··· DATA SHOWN ···
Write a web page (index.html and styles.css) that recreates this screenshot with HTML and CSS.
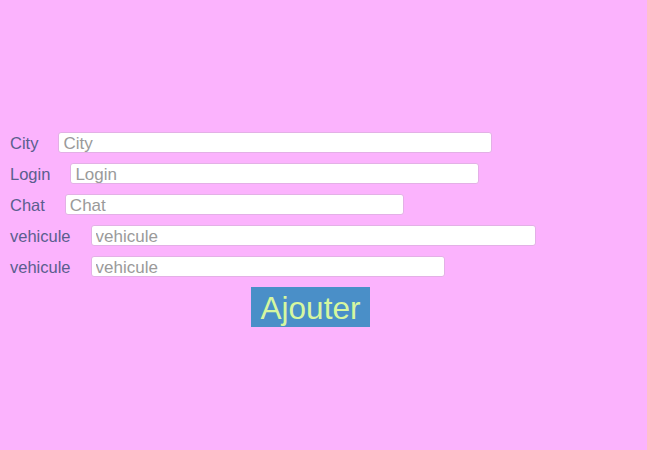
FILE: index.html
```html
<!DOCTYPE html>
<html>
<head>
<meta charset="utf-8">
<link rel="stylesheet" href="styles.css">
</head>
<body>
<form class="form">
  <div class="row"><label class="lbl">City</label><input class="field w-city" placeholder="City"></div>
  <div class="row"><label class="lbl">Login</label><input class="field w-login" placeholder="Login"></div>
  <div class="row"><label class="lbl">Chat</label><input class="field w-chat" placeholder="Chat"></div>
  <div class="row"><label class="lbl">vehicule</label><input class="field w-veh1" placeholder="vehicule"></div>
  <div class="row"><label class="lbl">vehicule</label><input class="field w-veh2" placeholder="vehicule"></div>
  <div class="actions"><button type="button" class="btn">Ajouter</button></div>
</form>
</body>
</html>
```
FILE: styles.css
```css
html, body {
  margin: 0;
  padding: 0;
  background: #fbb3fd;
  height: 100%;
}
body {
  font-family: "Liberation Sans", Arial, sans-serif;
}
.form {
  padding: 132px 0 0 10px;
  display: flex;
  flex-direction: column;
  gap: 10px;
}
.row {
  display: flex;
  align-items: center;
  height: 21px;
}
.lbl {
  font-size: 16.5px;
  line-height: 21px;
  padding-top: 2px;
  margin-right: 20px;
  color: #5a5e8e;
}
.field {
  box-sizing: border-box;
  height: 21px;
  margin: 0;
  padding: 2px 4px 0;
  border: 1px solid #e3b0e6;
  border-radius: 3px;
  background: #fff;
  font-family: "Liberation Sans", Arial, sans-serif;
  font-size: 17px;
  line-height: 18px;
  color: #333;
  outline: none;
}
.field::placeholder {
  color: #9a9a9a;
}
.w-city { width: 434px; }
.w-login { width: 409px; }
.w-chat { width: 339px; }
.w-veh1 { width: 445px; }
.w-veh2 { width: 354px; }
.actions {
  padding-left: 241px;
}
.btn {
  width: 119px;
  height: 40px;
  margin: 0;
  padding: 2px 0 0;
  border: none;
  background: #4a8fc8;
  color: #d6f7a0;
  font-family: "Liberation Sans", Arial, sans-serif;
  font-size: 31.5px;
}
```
···
DO THIS: Copy all the data exactly as written, but skip any picture.

FINAL RESULT:
Write a web page (index.html and styles.css) that recreates this screenshot with HTML and CSS.
FILE: index.html
```html
<!DOCTYPE html>
<html>
<head>
<meta charset="utf-8">
<link rel="stylesheet" href="styles.css">
</head>
<body>
<form class="form">
  <div class="row"><label class="lbl">City</label><input class="field w-city" placeholder="City"></div>
  <div class="row"><label class="lbl">Login</label><input class="field w-login" placeholder="Login"></div>
  <div class="row"><label class="lbl">Chat</label><input class="field w-chat" placeholder="Chat"></div>
  <div class="row"><label class="lbl">vehicule</label><input class="field w-veh1" placeholder="vehicule"></div>
  <div class="row"><label class="lbl">vehicule</label><input class="field w-veh2" placeholder="vehicule"></div>
  <div class="actions"><button type="button" class="btn">Ajouter</button></div>
</form>
</body>
</html>
```
FILE: styles.css
```css
html, body {
  margin: 0;
  padding: 0;
  background: #fbb3fd;
  height: 100%;
}
body {
  font-family: "Liberation Sans", Arial, sans-serif;
}
.form {
  padding: 132px 0 0 10px;
  display: flex;
  flex-direction: column;
  gap: 10px;
}
.row {
  display: flex;
  align-items: center;
  height: 21px;
}
.lbl {
  font-size: 16.5px;
  line-height: 21px;
  padding-top: 2px;
  margin-right: 20px;
  color: #5a5e8e;
}
.field {
  box-sizing: border-box;
  height: 21px;
  margin: 0;
  padding: 2px 4px 0;
  border: 1px solid #e3b0e6;
  border-radius: 3px;
  background: #fff;
  font-family: "Liberation Sans", Arial, sans-serif;
  font-size: 17px;
  line-height: 18px;
  color: #333;
  outline: none;
}
.field::placeholder {
  color: #9a9a9a;
}
.w-city { width: 434px; }
.w-login { width: 409px; }
.w-chat { width: 339px; }
.w-veh1 { width: 445px; }
.w-veh2 { width: 354px; }
.actions {
  padding-left: 241px;
}
.btn {
  width: 119px;
  height: 40px;
  margin: 0;
  padding: 2px 0 0;
  border: none;
  background: #4a8fc8;
  color: #d6f7a0;
  font-family: "Liberation Sans", Arial, sans-serif;
  font-size: 31.5px;
}
```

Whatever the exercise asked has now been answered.